En série S, si la plupart des universités françaises n'ont pas de concours ou d'examen d'entrée, une étude sélective se fait en revanche pour l'admission en classes préparatoires aux grandes écoles, en IUT, en BTS et pour d'autres formations spécialisées. La plupart des élèves présentent leurs dossiers début avril via le système informatique APB (admission post bac, voir notre article). Le système décide en juin, donc avant l'examen, où ils sont acceptés, l'acceptation étant, bien évidemment, conditionnée par l'obtention du bac, qui ne servira qu'à valider cette sélection a priori.
Ce système a donc en plus une conséquence négative pour l'université : les élèves qui s'y retrouvent sont, sauf exception, ceux qui n'ont été acceptés nulle part ailleurs. De fait, la sélection se fait lors du passage en deuxième année. Pourtant, le taux d'échec en première année d'université, déjà très élevé, est artificiellement baissé, les subsides étant calculés à partir du nombre d'étudiants en L2. L'augmentation du taux de réussite au bac a donc en fin de compte pour conséquence de transférer le coût du redoublement du lycée à l'université.
Parlons justement de coût. À l'heure où les coupes budgétaires fragilisent la cohérence de certains enseignements, pourquoi ne pas économiser sur cette usine à gaz dont tous les signaux prouvent qu'elle est inutile et qu'elle coûte une fortune (voir en encadré le rapport de la Cour des comptes) ?
On se prend à rêver que tous ces moyens soient redistribués vers des actions pédagogiques !
Le bac coûte 100 millions d'euros (rapport de la Cour des comptes)
Le financement du bac, c'est un coût direct et un coût pédagogique, ce dernier résultant du nombre considérable d'heures de cours supprimées pour cause d'organisation de l'examen.
Dans un rapport (* disponible ici) publié en septembre 2015, la Cour des comptes commence par regretter « la faible valeur significative » du baccalauréat. Elle dénonce le nombre excessif de matières et d'options (« lors du baccalauréat général 2013, 221 500 épreuves d'options facultatives ont été organisées, certaines pour un nombre infime de candidats »). Elle rappelle que les règles « découlent de décisions historiques rarement remises en cause ».
Mais c'est sur le plan financier qu'elle apporte un regard précis, rappelant que dans le budget de l'État, l'organisation de l'examen est estimée à 80€ par candidat (à multiplier par 600 000, soit près de 50 millions d'euros), mais que ce calcul n'incorpore que des coûts directs, principalement l'impression et le transport des sujets, les frais de correction qui font l'objet d'une indemnité spécifique (environ 5€ la copie), les frais de déplacement des enseignants (on n'hésite pas à leur demander des trajets supérieurs à 100 km), les frais occasionnés dans les centres étrangers (déplacement de correcteurs depuis la métropole, organisation des épreuves en décalé avec des sujets différents…), les indemnités des chefs de centre d'examen…

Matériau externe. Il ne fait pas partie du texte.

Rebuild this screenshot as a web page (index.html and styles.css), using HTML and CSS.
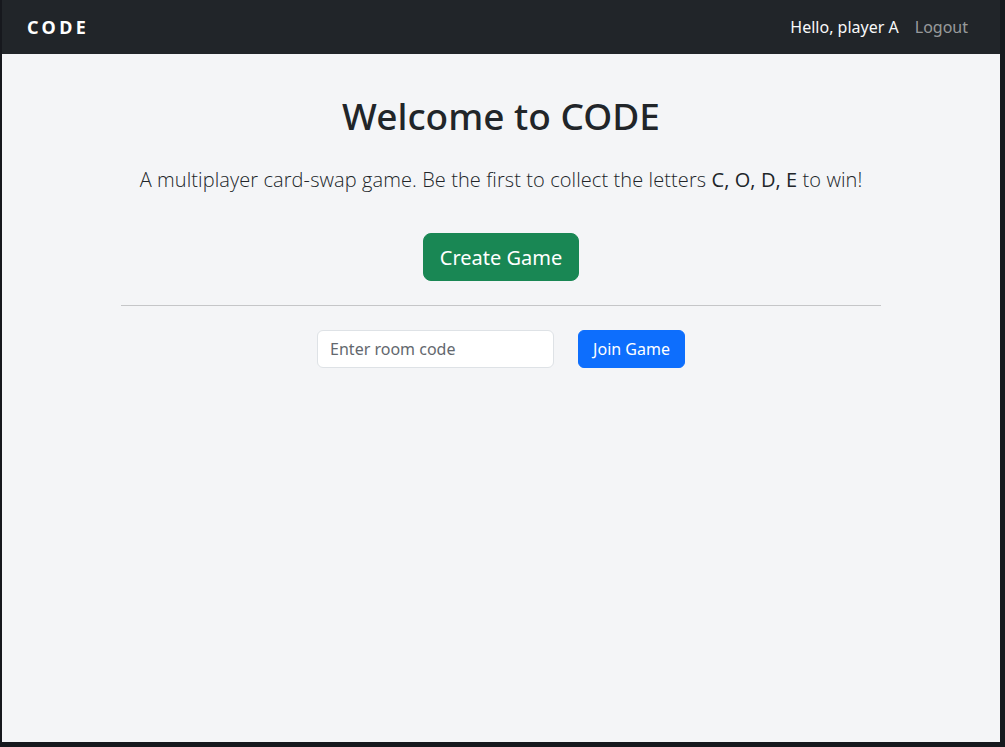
FILE: index.html
```html
<!DOCTYPE html>
<html lang="en">
<head>
<meta charset="utf-8">
<title>CODE</title>
<link rel="stylesheet" href="styles.css">
</head>
<body>
<div class="frame">
  <nav class="navbar">
    <span class="brand">CODE</span>
    <div class="nav-right">
      <span class="hello">Hello, player A</span>
      <a class="logout" href="#">Logout</a>
    </div>
  </nav>
  <main class="main">
    <div class="content">
      <h1 class="title">Welcome to CODE</h1>
      <p class="lead">A multiplayer card-swap game. Be the first to collect the letters <strong>C, O, D, E</strong> to win!</p>
      <button class="btn btn-create">Create Game</button>
      <hr class="divider">
      <form class="join-row">
        <input class="room-input" type="text" placeholder="Enter room code">
        <button class="btn btn-join" type="button">Join Game</button>
      </form>
    </div>
  </main>
</div>
</body>
</html>
```

FILE: styles.css
```css
* { box-sizing: border-box; }
html, body { height: 100%; }
body {
  margin: 0;
  background: #16181d;
  font-family: "Noto Sans", "Open Sans", sans-serif;
  color: #212529;
}
.frame {
  height: 100%;
  padding: 0 5px 5px 2px;
  display: flex;
  flex-direction: column;
}
.navbar {
  height: 54px;
  flex: none;
  background: #212529;
  display: flex;
  align-items: center;
  justify-content: space-between;
  padding: 0 32px 0 25px;
}
.brand {
  color: #fff;
  font-weight: 700;
  font-size: 18px;
  letter-spacing: 3.4px;
}
.nav-right {
  display: flex;
  align-items: center;
  gap: 16px;
  font-size: 16px;
}
.hello { color: #f8f9fa; }
.logout { color: rgba(255,255,255,0.55); text-decoration: none; }
.main {
  flex: 1;
  background: #f4f5f7;
  display: flex;
  justify-content: center;
}
.content {
  width: 760px;
  padding-top: 40px;
  text-align: center;
}
.title {
  margin: 0 0 27px;
  font-size: 37px;
  font-weight: 500;
  line-height: 1.2;
}
.lead {
  margin: 0 0 38px;
  font-family: "Open Sans", "Noto Sans", sans-serif;
  font-size: 20px;
  font-weight: 300;
  letter-spacing: 0.09px;
  line-height: 1.5;
}
.lead strong { font-weight: 500; }
.btn {
  font-family: inherit;
  border: 1px solid transparent;
  color: #fff;
  cursor: pointer;
}
.btn-create {
  background: #198754;
  border-color: #198754;
  font-size: 20px;
  padding: 0 16px;
  height: 48px;
  border-radius: 8px;
}
.divider {
  margin: 24px 0;
  border: 0;
  border-top: 1px solid #c5c6c8;
}
.join-row {
  display: flex;
  justify-content: center;
  gap: 24px;
}
.room-input {
  width: 237px;
  height: 38px;
  border: 1px solid #dee2e6;
  border-radius: 6px;
  background: #fff;
  padding: 0 12px;
  font-family: inherit;
  font-size: 16px;
  color: #212529;
}
.room-input::placeholder { color: #63686e; }
.btn-join {
  background: #0d6efd;
  border-color: #0d6efd;
  font-size: 16px;
  height: 38px;
  padding: 0 14px;
  border-radius: 6px;
}
```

En revanche, la rémunération principale des enseignants participant à l'examen et le temps de confection des sujets et de surveillance des épreuves, qui sont intégrés dans les obligations de service des enseignants et s'imputent sur le temps d'enseignement, ne sont pas retenus dans cette estimation des dépenses directes.
En intégrant ces données, le coût était déjà estimé « de façon très prudente » par le rapport de 2011 entre 90 et 100 millions par an ! La prise en compte des salaires durant cette période multiplie ce coût.
Car, dans les établissements, la mobilisation de personnels à plein temps se fait pendant plusieurs semaines, sans compter la désorganisation des cours qui s'étalait déjà sur plusieurs mois, certaines épreuves commençant en février. Pour surveiller les épreuves écrites, les professeurs sont mobilisés deux semaines durant. Les enseignants étant réquisitionnés, les établissements, dans le meilleur des cas, n'assurent plus de cours à partir de mi-juin (bien plus tôt quand ils sont centre d'examen).